When I am not busy taking care of my two energetic little boys, or working on an interior design project~ I play in the kitchen! For the last 15 years, I have been juxtaposing new flavors and ideas; it’s finally time to document my recipes...

I believe in fresh & affordable meals.

Friday, December 17, 2010

Basil and Spinach Salad


Hey (Trader) Jo, you do well with your product placement!
I fell prey to creative marketing today. You know that HUGE container of Basil, perched so perfectly next to the ruby red tomatoes? Well, I bought it. What was I thinking? Unless you are producing 500 Caprese salads, or making loads of Pesto- its way too much Basil for my family to eat in one week.
After I got home (with a little buyers remorse) I was determined to use each and every leaf before they wilted. Although I think the boys and I have a hint of green to our skin tone, not a one basil went a brownin'.

Here it goes....

Handful of Chopped Basil
Pinch or Handful of Grated Parmesan Cheese
Pinch or Handful of Pine nuts ( I add handfuls of the "fillers" cause I like lots of goodies on my salad)
1 chopped Yellow Bell Pepper
Croutons (I cube up old bread- mix it in olive oil, parm, salt & pepper and put under the broiler for 5 mins. Soooo much better tasting than those fake flavor tons at the grocery)
Creamy Balsamic Dressing
*** Tonight I made my dressing with mostly "follow your heart low-fat ranch" a lil balsamic, a lil dijon mustard, capers (i take them out after I toss cause the consistency is gross to me- but they add a good salty lemon flavor), and salt and pepper.

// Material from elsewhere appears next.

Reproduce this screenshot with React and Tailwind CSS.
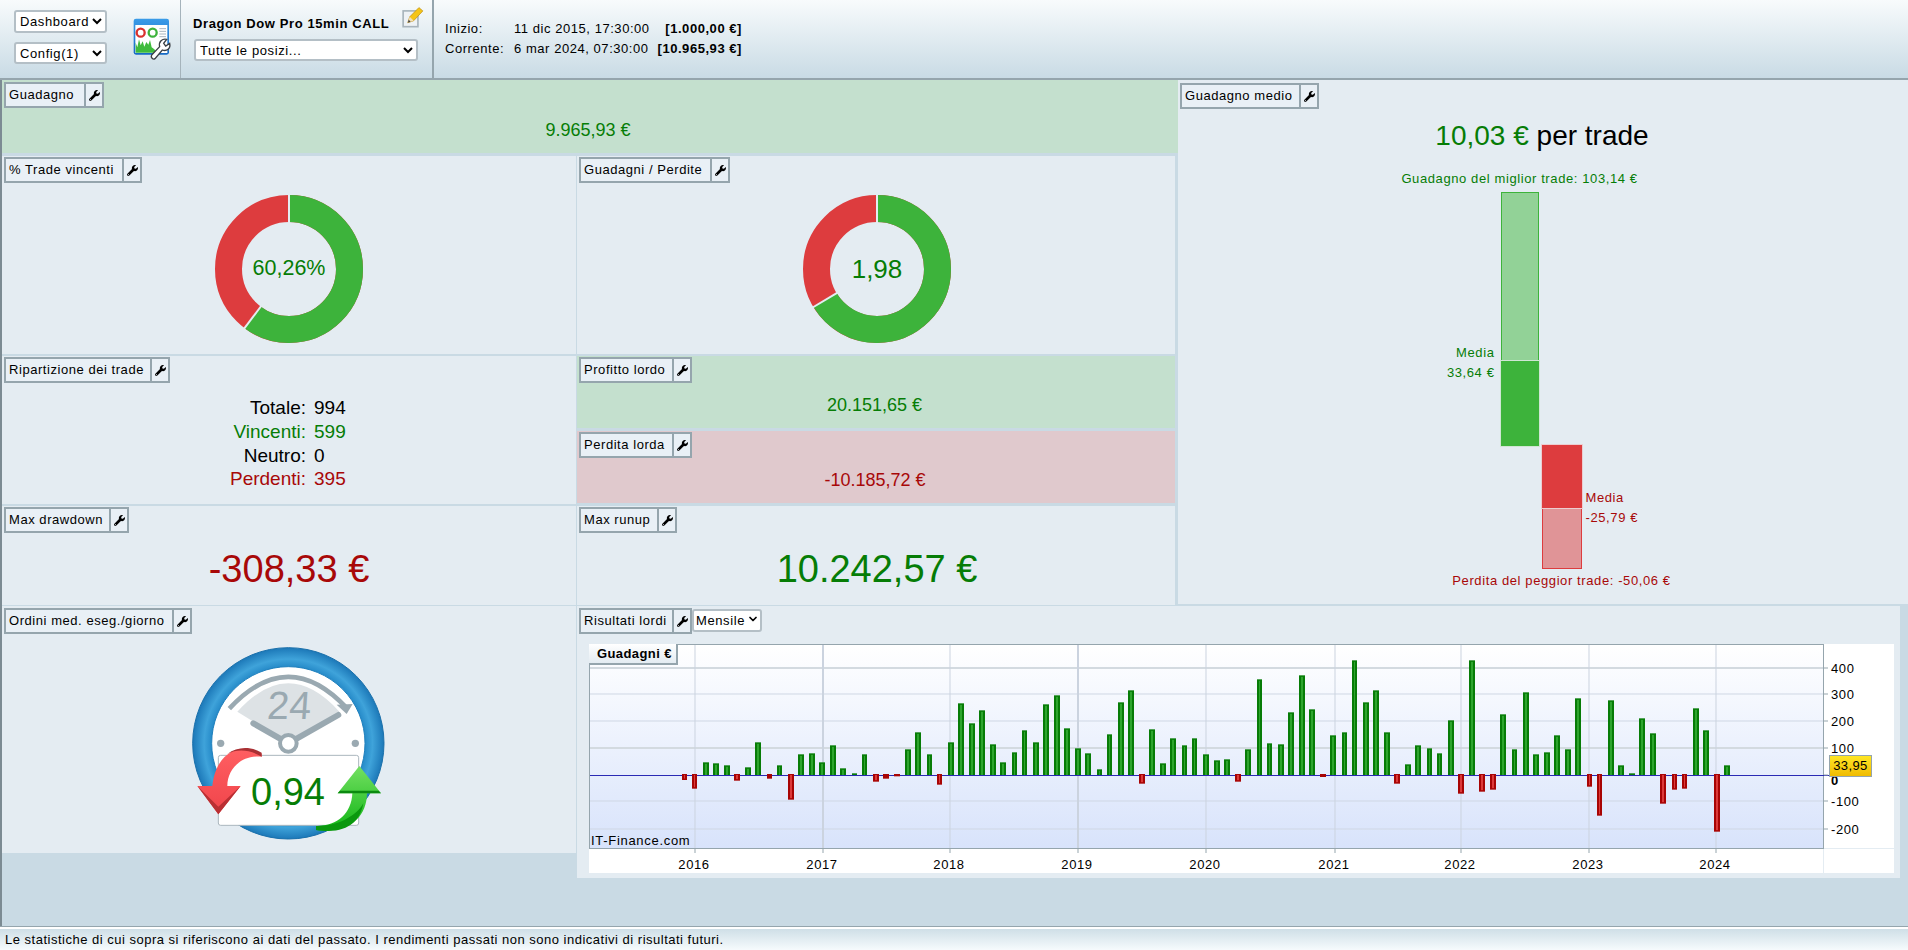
import React from "react";
import { FaWrench } from "react-icons/fa";
import { ChevronDown } from "lucide-react";

const G = "text-[#067d06]";
const R = "text-[#a80808]";

function Tab({ label, widthClass }) {
  return (
    <div className={`flex h-[26px] shrink-0 border-2 border-[#95a5ad] bg-[#e9f0f6] text-[13px] tracking-[0.55px] text-black ${widthClass}`}>
      <div className="flex min-w-0 flex-1 items-center whitespace-nowrap pl-[3px]">{label}</div>
      <div className="flex w-[18px] shrink-0 items-center justify-center border-l-2 border-[#95a5ad]">
        <FaWrench className="size-[11px] text-black" />
      </div>
    </div>
  );
}

function Donut({ pct, value, valueClass }) {
  const r = 60.5;
  const c = 2 * Math.PI * r;
  const a = (pct / 100) * 2 * Math.PI;
  const sx = Math.sin(a);
  const sy = -Math.cos(a);
  return (
    <div className="relative h-[148px] w-[148px]">
      <svg width="148" height="148" viewBox="-74 -74 148 148">
        <circle r={r} fill="none" stroke="#dd3c3e" strokeWidth="27" />
        <circle r={r} fill="none" stroke="#3db33b" strokeWidth="27" strokeDasharray={`${(pct / 100) * c} ${c}`} transform="rotate(-90)" />
        <line x1="0" y1="-46" x2="0" y2="-75" stroke="#e4ecf2" strokeWidth="2" />
        <line x1={sx * 46} y1={sy * 46} x2={sx * 75} y2={sy * 75} stroke="#e4ecf2" strokeWidth="2" />
      </svg>
      <div className={`absolute inset-0 flex items-center justify-center ${valueClass}`}>{value}</div>
    </div>
  );
}

const groups = [
  [570, [[344,540],[374,566],[408,487],[438,490],[471,496],[501,542],[534,502],[564,427],[598,536],[628,496],[663,599],[693,463],[726,460],[756,487],[789,436],[819,505],[853,520],[883,463],[918,545],[948,536],[981,529],[1014,448],[1044,397],[1078,463],[1108,554],[1143,427],[1173,310],[1206,370],[1236,331],[1269,433],[1299,487],[1333,457],[1363,391],[1398,427],[1428,313],[1461,286],[1491,385]]],
  [1060, [[54,445],[84,460],[118,508],[148,403],[183,307],[213,271],[246,551],[276,388],[309,490],[339,415],[373,436],[403,415],[438,463],[471,481],[501,478],[534,545],[564,448],[598,238],[628,430],[663,433],[693,337],[726,226],[756,328],[789,531],[819,406],[853,397],[883,181],[918,307],[948,271],[981,397],[1011,551],[1044,493],[1074,436],[1108,445],[1138,460],[1173,361],[1203,581],[1236,181],[1266,575],[1299,569]]],
  [1500, [[9,343],[43,448],[78,277],[108,463],[141,457],[171,406],[204,448],[234,295],[268,560],[298,647],[333,301],[363,496],[396,520],[426,355],[459,400],[489,611],[523,569],[553,566],[588,325],[618,391],[651,695],[681,496]]],
];

const bars = groups.flatMap(([base, list]) =>
  list.map(([zx, zy]) => {
    const w = zx % 3 === 0 ? 6 : 5;
    const x = Math.round(base + zx / 3 - w / 2);
    const y = 600 + zy / 3;
    const up = zy < 526;
    return { x, w, up, top: up ? y : 774, h: up ? 775 - y : y - 774 };
  })
);

const years = [[695, "2016", 1], [823, "2017", 2], [950, "2018", 1], [1078, "2019", 2], [1206, "2020", 1], [1335, "2021", 1], [1461, "2022", 1], [1589, "2023", 1], [1716, "2024", 1]];
const ys = [[668, "400", 2], [694, "300", 1], [721, "200", 1], [748, "100", 2], [801, "-100", 1], [829, "-200", 1]];

function Chart() {
  return (
    <div className="relative h-[229px] w-[1305px] bg-white">
      <svg width="1305" height="229" viewBox="589 644 1305 229" className="block">
        <defs>
          <linearGradient id="plot" x1="0" y1="0" x2="0" y2="1">
            <stop offset="0" stopColor="#ffffff" />
            <stop offset="1" stopColor="#d8e3fb" />
          </linearGradient>
        </defs>
        <rect x="589.5" y="644.5" width="1234" height="204" fill="url(#plot)" stroke="#95a5ad" />
        {ys.map(([y, t, w]) => (
          <line key={t} x1="590" x2="1823" y1={y} y2={y} stroke={w === 2 ? "#d3dae0" : "#cfd7e4"} strokeWidth={w} />
        ))}
        {years.map(([x, t, w]) => (
          <line key={t} x1={x} x2={x} y1="645" y2="848" stroke="#cbd3df" strokeWidth={w} />
        ))}
        <line x1="590" x2="1829" y1="775.5" y2="775.5" stroke="#2a2ab4" />
        {bars.map((b, i) => (
          <g key={i}>
            <rect x={b.x} y={b.top} width={b.w} height={b.h} fill={b.up ? "#077c07" : "#a80404"} />
            {b.h > 5 && (
              <rect x={b.x + 2} y={b.top + (b.up ? 1.5 : 1)} width={b.w - 4} height={b.h - (b.up ? 1.5 : 2.5)} fill={b.up ? "#2ea52e" : "#dc3a3a"} />
            )}
          </g>
        ))}
        <line x1="1824" x2="1894" y1="848.5" y2="848.5" stroke="#e4ecf2" />
        <line x1="1823.5" x2="1823.5" y1="849" y2="873" stroke="#e4ecf2" />
        {years.map(([x, t]) => (
          <g key={t}>
            <line x1={x} x2={x} y1="849" y2="853" stroke="#95a5ad" />
            <text x={x - 1} y="869" textAnchor="middle" fontSize="13" letterSpacing="0.6" fill="#000">{t}</text>
          </g>
        ))}
        {ys.map(([y, t]) => (
          <g key={t}>
            <line x1="1824" x2="1828" y1={y} y2={y} stroke="#95a5ad" />
            <text x="1831" y={y + 5} fontSize="13" letterSpacing="0.6" fill="#000">{t}</text>
          </g>
        ))}
        <line x1="1824" x2="1828" y1="775" y2="775" stroke="#95a5ad" />
      </svg>
      <div className="absolute left-0 top-0 flex h-[21px] w-[89px] items-center whitespace-nowrap border-b-2 border-r-2 border-[#95a5ad] bg-gradient-to-b from-white to-[#e4ecf2] pl-[8px] text-[13px] font-bold tracking-[0.4px] text-black">
        Guadagni €
      </div>
      <div className="absolute bottom-[25px] left-[2px] whitespace-nowrap text-[13px] leading-[15px] tracking-[0.7px] text-black">IT-Finance.com</div>
      <div className="absolute left-[1242px] top-[130px] text-[13px] font-bold leading-[13px] text-black">0</div>
      <div className="absolute left-[1240px] top-[111px] flex h-[22px] w-[43px] items-center justify-center border border-[#95a5ad] bg-gradient-to-b from-[#ffe622] to-[#f0bb00] text-[13px] tracking-[0.4px] text-black">
        33,95
      </div>
    </div>
  );
}

function AppIcon() {
  return (
    <svg width="60" height="55" viewBox="0 0 180 165" className="ml-[18px] mt-[10px] shrink-0">
      <defs>
        <linearGradient id="ti" x1="0" y1="0" x2="0" y2="1">
          <stop offset="0" stopColor="#3a9be8" />
          <stop offset="1" stopColor="#1569c4" />
        </linearGradient>
      </defs>
      <rect x="26" y="26" width="106" height="108" rx="7" fill="url(#ti)" />
      <rect x="31" y="45" width="96" height="84" fill="#ffffff" />
      <circle cx="47" cy="68" r="12" fill="none" stroke="#d9322f" strokeWidth="7" />
      <circle cx="83" cy="68" r="12" fill="none" stroke="#3eb33c" strokeWidth="7" />
      <path d="M103 56h20M103 64h20M103 72h20M103 80h20" stroke="#a9b5bf" strokeWidth="3" />
      <path d="M32 128 V98 L37 112 L42 88 L47 106 L53 94 L58 110 L64 96 L70 104 L75 90 L80 112 L88 118 L96 128 Z" fill="#3fbb3c" />
      <path d="M80 135 L104 110 C100 95 112 85 125 88 L116 100 L122 108 L134 100 C138 115 125 125 112 120 L90 146 C84 150 76 142 80 135 Z" fill="#ffffff" stroke="#3a3f44" strokeWidth="4" />
    </svg>
  );
}

function PencilIcon() {
  return (
    <svg width="24" height="25" viewBox="18 12 72 76" className="ml-[12px] mt-[3px] shrink-0">
      <rect x="24" y="36" width="45" height="48" fill="#eef2f5" stroke="#a8b4bc" strokeWidth="5" />
      <path d="M38 72 L44 54 L72 26 L84 36 L56 66 Z" fill="#f5c518" stroke="#b98a10" strokeWidth="2" />
      <path d="M38 72 L44 54 L56 66 Z" fill="#f3dfb8" />
      <path d="M38 72 L41 63 L47 69 Z" fill="#444" />
    </svg>
  );
}

function ClockIcon() {
  return (
    <div className="relative h-[220px] w-[260px]">
      <svg width="260" height="220" viewBox="0 0 780 660" className="block">
        <defs>
          <radialGradient id="ring" cx="0.5" cy="0.5" r="0.5">
            <stop offset="0.78" stopColor="#1f84c4" />
            <stop offset="0.88" stopColor="#3fa3da" />
            <stop offset="1" stopColor="#1c78b8" />
          </radialGradient>
          <linearGradient id="redA" x1="0" y1="0" x2="0" y2="1">
            <stop offset="0" stopColor="#ff5f62" />
            <stop offset="1" stopColor="#f0444a" />
          </linearGradient>
          <linearGradient id="grnA" x1="0" y1="0" x2="0" y2="1">
            <stop offset="0" stopColor="#74e062" />
            <stop offset="1" stopColor="#10b515" />
          </linearGradient>
        </defs>
        <circle cx="415" cy="340" r="287" fill="url(#ring)" stroke="#1a70ab" strokeWidth="3" />
        <circle cx="415" cy="340" r="230" fill="#ffffff" stroke="#1f80bd" strokeWidth="3" />
        <path d="M415 340 L262 245 Q415 75 568 245 Z" fill="#dde2e5" />
        <path d="M238 236 Q415 45 592 236" fill="none" stroke="#9aa9b1" strokeWidth="14" />
        <path d="M560 224 L608 222 L590 252 Z" fill="#9aa9b1" />
        <g transform="skewX(-4) translate(19 0)">
          <text x="415" y="268" textAnchor="middle" fontSize="118" fill="#9aa9b1">24</text>
        </g>
        <path d="M415 340 L310 280 M415 340 L565 255" stroke="#9aa9b1" strokeWidth="18" strokeLinecap="round" />
        <circle cx="415" cy="340" r="25" fill="#ffffff" stroke="#9aa9b1" strokeWidth="12" />
        <circle cx="212" cy="340" r="11" fill="#9aa9b1" />
        <circle cx="616" cy="340" r="11" fill="#9aa9b1" />
        <rect x="205" y="376" width="421" height="210" rx="7" fill="#ffffff" stroke="#aab6bd" strokeWidth="3" />
        <path d="M335 372 C290 340 200 350 187 468 L142 468 L205 553 L272 468 L232 468 C232 420 270 375 335 380 Z" fill="url(#redA)" />
        <path d="M335 368 C300 348 262 350 232 372 C265 355 300 360 335 380 Z" fill="#a93034" />
        <path d="M142 468 L205 553 L272 468 L205 530 Z" fill="#b92f33" />
        <path d="M628 408 L693 490 L651 490 C650 560 600 612 498 600 L498 588 C560 590 605 550 607 490 L563 490 Z" fill="url(#grnA)" />
        <path d="M563 490 L693 490 L686 482 L570 482 Z" fill="#0b8a0f" />
        <path d="M498 588 C560 590 618 560 640 520 C630 575 590 615 498 600 Z" fill="#0a980e" />
      </svg>
      <div className={`absolute inset-x-0 top-[138px] pl-[16px] text-center text-[38px] leading-[48px] ${G}`}>0,94</div>
    </div>
  );
}

export default function App() {
  const selectClass = "rounded-[3px] border-2 border-[#b4bfc6] bg-white text-[13px] tracking-[0.6px] text-black";
  return (
    <div className="flex h-[950px] w-[1908px] flex-col overflow-hidden bg-[#c9dae4] font-[Liberation_Sans,Arial,sans-serif]">
      <header className="flex h-[80px] shrink-0 border-b-2 border-[#95a5ad] bg-gradient-to-b from-[#f8fbfc] to-[#c9dbe5]">
        <div className="flex w-[181px] shrink-0 border-r border-[#a5b3bb]">
          <div className="ml-[14px] mt-[10px] flex w-[93px] shrink-0 flex-col gap-[9px]">
            <select className={`h-[23px] w-full ${selectClass}`} defaultValue="Dashboard"><option>Dashboard</option></select>
            <select className={`h-[22px] w-full ${selectClass}`} defaultValue="Config(1)"><option>Config(1)</option></select>
          </div>
          <AppIcon />
        </div>
        <div className="flex w-[253px] shrink-0 flex-col border-r-2 border-[#95a5ad] pl-[12px]">
          <div className="flex h-[39px] items-start">
            <div className="mt-[16px] whitespace-nowrap text-[13px] font-bold leading-[16px] tracking-[0.6px] text-black">Dragon Dow Pro 15min CALL</div>
            <PencilIcon />
          </div>
          <select className={`ml-px h-[22px] w-[224px] ${selectClass}`} defaultValue="Tutte le posizi..."><option>Tutte le posizi...</option></select>
        </div>
        <div className="ml-[11px] mt-[19px] text-[13px] leading-[20px] tracking-[0.55px] text-black">
          <div className="grid grid-cols-[69px_228px]">
            <div>Inizio:</div>
            <div className="flex justify-between"><span>11 dic 2015, 17:30:00</span><b>[1.000,00 €]</b></div>
            <div>Corrente:</div>
            <div className="flex justify-between"><span>6 mar 2024, 07:30:00</span><b>[10.965,93 €]</b></div>
          </div>
        </div>
      </header>

      <main className="flex h-[847px] shrink-0 flex-col border-l-2 border-[#7c8b93]">
        <div className="flex h-[526px] shrink-0">
          <div className="flex w-[1176px] shrink-0 flex-col">
            <section className="flex h-[73px] shrink-0 flex-col bg-[#c4e0ce] pl-[2px] pt-[2px]">
              <Tab label="Guadagno" widthClass="w-[100px]" />
              <div className={`flex flex-1 items-center justify-center pr-[6px] text-[18px] ${G}`}>9.965,93 €</div>
            </section>
            <div className="mt-[3px] flex h-[198px] shrink-0 gap-px">
              <section className="flex w-[574px] shrink-0 flex-col bg-[#e4ecf2] pl-[2px] pt-px">
                <Tab label="% Trade vincenti" widthClass="w-[138px]" />
                <div className="flex flex-1 items-center justify-center pr-[2px]">
                  <Donut pct={60.26} value="60,26%" valueClass={`text-[21.5px] ${G}`} />
                </div>
              </section>
              <section className="flex w-[598px] shrink-0 flex-col bg-[#e4ecf2] pl-[2px] pt-px">
                <Tab label="Guadagni / Perdite" widthClass="w-[151px]" />
                <div className="flex flex-1 items-center justify-center">
                  <Donut pct={66.42} value="1,98" valueClass={`pt-[2px] text-[26px] ${G}`} />
                </div>
              </section>
            </div>
            <div className="mt-[2px] flex h-[148px] shrink-0 gap-px">
              <section className="flex w-[574px] shrink-0 flex-col bg-[#e4ecf2] pl-[2px] pt-px">
                <Tab label="Ripartizione dei trade" widthClass="w-[166px]" />
                <div className="flex flex-1 items-center">
                  <div className="-ml-[2px] grid grid-cols-[304px_1fr] text-[19px] leading-[23.6px] text-black">
                    <div className="text-right">Totale:</div><div className="pl-[8px]">994</div>
                    <div className={`text-right ${G}`}>Vincenti:</div><div className={`pl-[8px] ${G}`}>599</div>
                    <div className="text-right">Neutro:</div><div className="pl-[8px]">0</div>
                    <div className={`text-right ${R}`}>Perdenti:</div><div className={`pl-[8px] ${R}`}>395</div>
                  </div>
                </div>
              </section>
              <div className="flex w-[598px] shrink-0 flex-col gap-[3px]">
                <section className="flex h-[72px] flex-col bg-[#c4e0ce] pl-[2px] pt-px">
                  <Tab label="Profitto lordo" widthClass="w-[113px]" />
                  <div className={`flex flex-1 items-center justify-center pr-[5px] text-[18px] ${G}`}>20.151,65 €</div>
                </section>
                <section className="flex h-[72px] flex-col bg-[#e0c9cd] pl-[2px] pt-px">
                  <Tab label="Perdita lorda" widthClass="w-[113px]" />
                  <div className={`flex flex-1 items-center justify-center pr-[4px] text-[18px] ${R}`}>-10.185,72 €</div>
                </section>
              </div>
            </div>
            <div className="mt-[2px] flex h-[99px] shrink-0 gap-px">
              <section className="flex w-[574px] shrink-0 flex-col bg-[#e4ecf2] pl-[2px] pt-px">
                <Tab label="Max drawdown" widthClass="w-[125px]" />
                <div className={`flex flex-1 items-center justify-center pr-[2px] pt-[1px] text-[38px] ${R}`}>-308,33 €</div>
              </section>
              <section className="flex w-[598px] shrink-0 flex-col bg-[#e4ecf2] pl-[2px] pt-px">
                <Tab label="Max runup" widthClass="w-[98px]" />
                <div className={`flex flex-1 items-center justify-center pt-[1px] text-[38px] ${G}`}>10.242,57 €</div>
              </section>
            </div>
          </div>

          <section className="flex h-[524px] w-[730px] shrink-0 flex-col bg-[#e4ecf2] pl-[2px] pt-[3px]">
            <Tab label="Guadagno medio" widthClass="w-[139px]" />
            <div className="mt-[11px] pr-[4px] text-center text-[28px] leading-[32px] text-black"><span className={G}>10,03 €</span> per trade</div>
            <div className="mt-[19px] flex justify-center pr-[6px] text-[13px] leading-[20px] tracking-[0.6px]">
              <div className="flex w-[38px] shrink-0 flex-col items-center">
                <div className={`mb-[5px] h-[16px] whitespace-nowrap leading-[16px] ${G}`}>Guadagno del miglior trade: 103,14 €</div>
                <div className="relative w-[38px]">
                  <div className="h-[169px] border border-b-0 border-[#3db33b] bg-[#92d297]" />
                  <div className="h-[85px] bg-[#3db33b] outline outline-1 outline-[#cfe6d3]" />
                  <div className={`absolute right-[44px] top-[151px] whitespace-nowrap text-right ${G}`}>Media<br />33,64 €</div>
                </div>
              </div>
              <div className="ml-[3px] mt-[274px] flex w-[40px] shrink-0 flex-col items-center">
                <div className="relative w-[40px]">
                  <div className="h-[63px] bg-[#dd3c3e] outline outline-1 outline-[#eccdd0]" />
                  <div className="h-[61px] border border-t-0 border-[#dd3c3e] bg-[#e09497]" />
                  <div className={`absolute left-[44px] top-[43px] whitespace-nowrap ${R}`}>Media<br />-25,79 €</div>
                </div>
                <div className={`mt-[4px] whitespace-nowrap leading-[16px] ${R}`}>Perdita del peggior trade: -50,06 €</div>
              </div>
            </div>
          </section>
        </div>

        <div className="flex gap-px">
          <section className="flex h-[247px] w-[574px] shrink-0 flex-col bg-[#e4ecf2] pl-[2px] pt-[2px]">
            <Tab label="Ordini med. eseg./giorno" widthClass="w-[188px]" />
            <div className="-mt-[4px] pl-[146px]"><ClockIcon /></div>
          </section>
          <section className="flex h-[272px] w-[1323px] shrink-0 flex-col bg-[#e4ecf2] pl-[2px] pt-[2px]">
            <div className="flex items-start">
              <Tab label="Risultati lordi" widthClass="w-[113px]" />
              <div className="relative w-[70px]">
                <select className={`h-[23px] w-full appearance-none pl-[2px] ${selectClass}`} defaultValue="Mensile"><option>Mensile</option></select>
                <ChevronDown className="pointer-events-none absolute right-[3px] top-[5px] size-[12px] text-black" strokeWidth={3.5} />
              </div>
            </div>
            <div className="ml-[10px] mt-[10px]"><Chart /></div>
          </section>
        </div>
      </main>

      <footer className="flex flex-1 items-center border-t-2 border-white bg-gradient-to-b from-[#cfdfe7] to-[#f6fbfd] pl-[5px] text-[13px] tracking-[0.5px] text-black shadow-[0_-1px_0_#95a5ad]">
        Le statistiche di cui sopra si riferiscono ai dati del passato. I rendimenti passati non sono indicativi di risultati futuri.
      </footer>
    </div>
  );
}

Toss all ingredients and enjoy!
I will add my pesto recipe soon. You know, pesto is REALLY easy to make and it freezes well. Its great on pasta, salads, and sandwiches. 


An array of flavonoids exist in basil, which help to protect cells and chromosomes from damage. Studies have shown that two of these flavonoids in particular, orientin and vicenin, are useful in protecting cell structures and chromosomes from damage by radiation and oxygen.
Essential oil of basil has been shown to inhibit the growth of several types of bacteria, many of which have become resistant to antibiotics. This essential oil has been found to inhibit growth of the widespread staphylococcus, enterococcus, pseudomonas, and e. coli bacteria, among others. Adding basil to your vinaigrette will both enhance the flavor, and ensure that the fresh salad greens are safe to eat.
Eugenol, which is found in essential oil of basil, provides an anti-inflammatory effect, by blocking an enzyme called cyclooxygenase. Aspirin and Ibuprofen work by blocking this same enzyme. So, basil can have healing benefits, and provide relief from the symptoms of inflammatory problems, like rheumatoid arthritis and inflammatory bowel conditions.
Basil is also a good source of vitamin A, which helps to prevent damage to the cells by free radicals. Vitamin A also prevents free radicals from oxidizing cholesterol in the blood stream, preventing the cholesterol from building up in the blood vessels.
Magnesium is also present in basil. This essential mineral helps the heart and blood vessels to relax, improving blood flow. Other nutrients found in basil include iron, calcium, potassium, and vitamin C.
The fresh, spicy flavor and scent of basil will wake up any boring salad or soup. Use fresh basil whole, or shredded to add a burst of flavor to your dinner. If you are using fresh basil in a cooked dish, add it towards the end of cooking, so that the volatile oils will not be dissipated by the heat.